Why does the Torah seem to imply that Avraham named his son before the bris? First:

וַיִּקְרָא אַבְרָהָם אֶת שֶׁם בְּנוֹ הַנּוֹלַד לוֹ אֲשֶׁר יָלְדָה לּוֹ שָׂרָה יִצְחָק

And Abraham called the name of his son that was born unto him, whom Sarah bore to him, Isaac.

(Gen. 21:3)

So he called his name Yitzchak, and then the next verse says:

וַיָּמָל אַבְרָהָם אֶת יִצְחָק בְּנוֹ בֶּן שְׁמֹנַת יָמִים כַּאֲשֶׁר צִוָּה אֹתוֹ אֱ־לֹהִים

And Abraham circumcised his son Isaac when he was eight days old, as God had commanded him.


and then they did the Bris (circumcision).

Isn't our Minhag to do the Bris and then name the child undermined by this case?

  • 2
    In addition, God Himself dictates a name for Yitzchak way ahead of time and refers to him by that name in Gen. 17:19-21
    – Isaac Moses
    Oct 14, 2012 at 15:46
  • 3
    Did Avraham wear a Streimel?
    – Double AA
    Oct 14, 2012 at 15:48
  • 2
    @DoubleAA of course he did. The pasuk says (15:5) that God brought him outside, and would Avraham have gone outside without a streimel (chalilah)?! Jan 7, 2015 at 3:15
  • R' Joseph Breuer זצ"ל was known to congratulate the parents of newborn sons "masol tauv, what is his name ?" Aug 13, 2023 at 2:41

4 Answers 4


I couldn't find the source of our Minhag to give the name only after the Bris and when it started, but I have an idea of why it is like this: In the case of Yitzchak the name was already known. Hashem gave it to the newborn even before there was a newborn, so there is no need to postpone it as we do today.


The reaoson we do not name children until the Bris is based on the fact that Hashem changed Avraham's name in conjunction with his Bris at age 99. In addition, a boy receives the total Neshama at the Bris, and a person cannot be name until attaining that completion. (See Zohar - Lech Lecha 93a, Ta'amei Minhagim 929)

Perhaps, Avraham knew that Yitzchok received his total Neshama at birth and therefore named him immediately.


According to Mordechai Halperin, in "הקדמת קריאת שם היילוד אשר מילתו מתעכבת עקב מחלה", our Minhag of naming the child right after the Berit Milah is mentioned neither in the Talmud( Shabbat 137b) nor in the Mishneh Torah( in the beginning of Hilkhot Milah Ch. 3).

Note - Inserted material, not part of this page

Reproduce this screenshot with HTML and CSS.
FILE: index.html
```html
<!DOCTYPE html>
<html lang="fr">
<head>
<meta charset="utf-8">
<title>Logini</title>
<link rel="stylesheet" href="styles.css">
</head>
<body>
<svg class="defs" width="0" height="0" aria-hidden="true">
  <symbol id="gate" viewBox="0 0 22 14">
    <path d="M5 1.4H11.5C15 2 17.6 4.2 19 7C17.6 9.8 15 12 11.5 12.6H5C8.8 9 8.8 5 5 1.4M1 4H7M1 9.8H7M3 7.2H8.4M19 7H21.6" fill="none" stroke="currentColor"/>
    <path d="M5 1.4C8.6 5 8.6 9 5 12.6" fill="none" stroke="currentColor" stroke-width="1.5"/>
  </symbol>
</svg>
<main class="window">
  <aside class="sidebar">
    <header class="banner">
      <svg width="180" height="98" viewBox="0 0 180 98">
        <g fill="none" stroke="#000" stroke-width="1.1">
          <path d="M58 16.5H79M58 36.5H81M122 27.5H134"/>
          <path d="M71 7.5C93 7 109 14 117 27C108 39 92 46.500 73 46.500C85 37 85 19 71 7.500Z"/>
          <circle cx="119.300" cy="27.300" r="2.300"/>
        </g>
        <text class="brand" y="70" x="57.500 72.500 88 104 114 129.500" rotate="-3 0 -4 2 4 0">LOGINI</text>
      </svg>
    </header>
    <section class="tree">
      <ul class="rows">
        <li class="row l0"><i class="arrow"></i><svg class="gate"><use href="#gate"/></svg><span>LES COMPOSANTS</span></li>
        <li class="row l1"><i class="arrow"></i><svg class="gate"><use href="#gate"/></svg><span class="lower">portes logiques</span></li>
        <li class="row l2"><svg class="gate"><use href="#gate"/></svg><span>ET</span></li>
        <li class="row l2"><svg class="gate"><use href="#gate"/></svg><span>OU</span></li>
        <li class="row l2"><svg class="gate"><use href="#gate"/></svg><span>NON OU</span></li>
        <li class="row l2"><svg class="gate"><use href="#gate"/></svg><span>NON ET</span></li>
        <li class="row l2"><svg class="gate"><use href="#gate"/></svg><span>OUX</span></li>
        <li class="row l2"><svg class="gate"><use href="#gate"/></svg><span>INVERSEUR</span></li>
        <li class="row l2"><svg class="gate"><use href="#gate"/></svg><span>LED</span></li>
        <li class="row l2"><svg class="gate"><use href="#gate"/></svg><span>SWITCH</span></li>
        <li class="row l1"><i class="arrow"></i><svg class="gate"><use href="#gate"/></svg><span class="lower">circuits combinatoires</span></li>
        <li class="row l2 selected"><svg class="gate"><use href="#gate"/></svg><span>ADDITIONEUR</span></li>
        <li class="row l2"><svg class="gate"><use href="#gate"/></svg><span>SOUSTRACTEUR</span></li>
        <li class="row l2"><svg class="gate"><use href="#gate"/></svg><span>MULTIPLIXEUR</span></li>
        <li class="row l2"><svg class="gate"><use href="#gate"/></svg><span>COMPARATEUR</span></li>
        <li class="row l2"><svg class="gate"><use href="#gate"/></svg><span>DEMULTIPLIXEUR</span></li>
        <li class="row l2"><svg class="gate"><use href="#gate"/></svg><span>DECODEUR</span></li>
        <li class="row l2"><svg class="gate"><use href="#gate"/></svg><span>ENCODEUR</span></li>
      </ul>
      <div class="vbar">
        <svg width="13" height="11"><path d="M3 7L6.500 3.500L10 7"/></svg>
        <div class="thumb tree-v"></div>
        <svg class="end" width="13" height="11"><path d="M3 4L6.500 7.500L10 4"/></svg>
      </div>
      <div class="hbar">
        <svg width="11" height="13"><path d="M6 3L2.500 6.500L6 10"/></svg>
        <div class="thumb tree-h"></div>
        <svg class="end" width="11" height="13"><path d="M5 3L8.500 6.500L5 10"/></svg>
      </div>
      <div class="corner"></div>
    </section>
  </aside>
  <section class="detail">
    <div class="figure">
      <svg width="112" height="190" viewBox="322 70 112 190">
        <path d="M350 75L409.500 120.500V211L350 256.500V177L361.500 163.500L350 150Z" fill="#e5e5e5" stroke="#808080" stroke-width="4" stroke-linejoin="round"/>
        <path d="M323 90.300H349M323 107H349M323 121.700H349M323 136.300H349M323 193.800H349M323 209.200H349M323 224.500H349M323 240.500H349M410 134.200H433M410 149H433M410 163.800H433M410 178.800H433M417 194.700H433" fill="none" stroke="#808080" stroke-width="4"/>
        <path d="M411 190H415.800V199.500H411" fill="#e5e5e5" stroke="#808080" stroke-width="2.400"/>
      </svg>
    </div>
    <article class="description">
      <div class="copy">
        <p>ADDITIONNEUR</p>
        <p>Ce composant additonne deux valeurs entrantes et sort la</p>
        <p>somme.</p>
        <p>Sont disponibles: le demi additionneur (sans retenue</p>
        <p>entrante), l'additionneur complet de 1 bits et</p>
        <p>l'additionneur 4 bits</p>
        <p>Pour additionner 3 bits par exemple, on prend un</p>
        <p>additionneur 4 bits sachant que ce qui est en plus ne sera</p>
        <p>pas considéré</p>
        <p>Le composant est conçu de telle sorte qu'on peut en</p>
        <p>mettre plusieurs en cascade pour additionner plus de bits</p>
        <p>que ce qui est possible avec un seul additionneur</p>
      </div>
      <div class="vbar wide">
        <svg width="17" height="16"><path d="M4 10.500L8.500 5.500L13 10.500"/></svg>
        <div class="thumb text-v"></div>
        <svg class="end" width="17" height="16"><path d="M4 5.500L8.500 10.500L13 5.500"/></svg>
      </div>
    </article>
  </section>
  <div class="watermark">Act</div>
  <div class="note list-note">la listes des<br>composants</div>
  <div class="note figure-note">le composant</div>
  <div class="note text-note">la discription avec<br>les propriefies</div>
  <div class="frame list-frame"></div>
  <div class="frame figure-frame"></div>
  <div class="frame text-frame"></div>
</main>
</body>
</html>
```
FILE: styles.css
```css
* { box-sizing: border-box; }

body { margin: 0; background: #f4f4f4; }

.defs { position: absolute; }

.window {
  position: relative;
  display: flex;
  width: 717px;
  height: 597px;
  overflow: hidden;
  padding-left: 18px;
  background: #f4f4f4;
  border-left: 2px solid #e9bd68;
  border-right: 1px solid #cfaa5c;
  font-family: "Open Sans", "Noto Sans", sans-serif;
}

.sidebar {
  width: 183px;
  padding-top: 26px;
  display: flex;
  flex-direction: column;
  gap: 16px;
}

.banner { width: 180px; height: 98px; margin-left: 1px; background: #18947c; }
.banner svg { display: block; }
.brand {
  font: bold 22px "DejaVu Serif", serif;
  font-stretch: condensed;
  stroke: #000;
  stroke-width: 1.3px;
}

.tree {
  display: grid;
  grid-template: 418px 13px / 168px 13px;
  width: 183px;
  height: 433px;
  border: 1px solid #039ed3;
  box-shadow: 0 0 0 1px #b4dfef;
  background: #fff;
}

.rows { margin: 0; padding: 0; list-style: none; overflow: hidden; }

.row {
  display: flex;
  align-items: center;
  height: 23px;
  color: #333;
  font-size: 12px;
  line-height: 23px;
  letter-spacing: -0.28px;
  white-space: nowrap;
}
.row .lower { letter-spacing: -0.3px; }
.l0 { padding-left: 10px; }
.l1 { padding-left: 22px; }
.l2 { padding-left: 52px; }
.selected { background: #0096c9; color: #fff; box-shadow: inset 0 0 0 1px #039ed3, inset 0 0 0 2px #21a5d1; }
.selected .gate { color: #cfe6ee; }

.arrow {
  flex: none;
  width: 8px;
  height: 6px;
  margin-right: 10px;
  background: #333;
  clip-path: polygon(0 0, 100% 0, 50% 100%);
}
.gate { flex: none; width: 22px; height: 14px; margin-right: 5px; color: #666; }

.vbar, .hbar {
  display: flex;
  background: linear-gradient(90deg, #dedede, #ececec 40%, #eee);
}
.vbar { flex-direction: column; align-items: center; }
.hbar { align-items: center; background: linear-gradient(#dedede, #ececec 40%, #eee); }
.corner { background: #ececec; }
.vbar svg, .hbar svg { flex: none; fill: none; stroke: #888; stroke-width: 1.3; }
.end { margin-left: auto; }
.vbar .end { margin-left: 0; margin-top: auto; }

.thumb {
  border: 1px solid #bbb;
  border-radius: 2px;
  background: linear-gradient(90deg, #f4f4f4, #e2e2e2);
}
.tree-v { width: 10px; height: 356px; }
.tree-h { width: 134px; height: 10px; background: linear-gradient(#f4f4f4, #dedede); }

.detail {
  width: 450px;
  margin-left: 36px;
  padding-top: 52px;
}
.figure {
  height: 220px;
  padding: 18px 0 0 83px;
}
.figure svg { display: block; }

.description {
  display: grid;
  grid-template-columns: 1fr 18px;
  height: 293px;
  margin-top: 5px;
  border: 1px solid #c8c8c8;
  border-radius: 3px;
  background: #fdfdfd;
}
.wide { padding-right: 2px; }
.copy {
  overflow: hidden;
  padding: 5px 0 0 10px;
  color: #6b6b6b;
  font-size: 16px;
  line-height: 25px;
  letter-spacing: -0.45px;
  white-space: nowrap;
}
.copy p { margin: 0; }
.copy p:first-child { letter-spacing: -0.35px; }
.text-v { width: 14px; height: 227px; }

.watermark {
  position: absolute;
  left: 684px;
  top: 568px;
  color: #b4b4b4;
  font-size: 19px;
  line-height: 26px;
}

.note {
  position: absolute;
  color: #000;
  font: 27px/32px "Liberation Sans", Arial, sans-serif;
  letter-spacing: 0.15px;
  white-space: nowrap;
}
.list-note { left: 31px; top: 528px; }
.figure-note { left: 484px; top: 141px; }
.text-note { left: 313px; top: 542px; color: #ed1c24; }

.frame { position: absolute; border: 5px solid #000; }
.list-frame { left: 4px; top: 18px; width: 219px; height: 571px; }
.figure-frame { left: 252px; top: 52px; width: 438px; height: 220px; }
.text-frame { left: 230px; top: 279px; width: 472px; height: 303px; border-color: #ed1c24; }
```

Moreover, both Ba'al ha-Itur( mentioned by the Tur Yoreh De'ah 265), and the Abudraham( in Seder Berakhot, Ch. 9), in their versions of the Tefilah mentioning the son's name, use "שנקרא שמו פלוני"( "that his name has been called so-and-so"), denoting that the name has already been given beforehand, as opposed to "ויקרא שמו בישראל"( "and his name will be called in Israel"), denoting that the name is yet to be given, that we use today( our's being based on the versions in Machzor Vitri, Sefer ha-Roqach, etc.). Also, neither mention postponing the naming of the child till the Berit.

On a side note, the article mentions the Pasuq being asked about, and cites as reason to differentiate between the naming of Yitzchaq before his Berit and what we do today, that Avraham was commanded as to the naming of his son already before his birth( as rony mentioned in his answer).


(Although this answer contains some of what has been said already, since it comes from the pen of the Netziv, and since he grounds his explanation in the language of the posukim, it is very worthwhile to add it here.)

The Netziv here writes:

Since logic mandates that a boy be given a name only after he has entered the covenant of the bris of Avraham Avinu, why did Avraham name him before?

The answer lies in Bereishis (17,19) "And G-d said: Indeed, your wife Sarah will bear you a son, and you shall name him Yitzchok". From here we see that Avraham was commanded by G-d to name his son Yitzchok as soon as he was born, and therefore he was not able to wait until after he had circumcised him.

This is what the posukim quoted in the question are saying:

"And Avraham named his son who had been born to him, whom Sarah had borne to him, Yitzchok. And Avraham circumcised his son Yitzchok when he was eight days old, as G-d had commanded him". These last words refer to both his naming of his son immediately after he was born, and his circumcising him on the eighth day, because both things were commanded by G-d.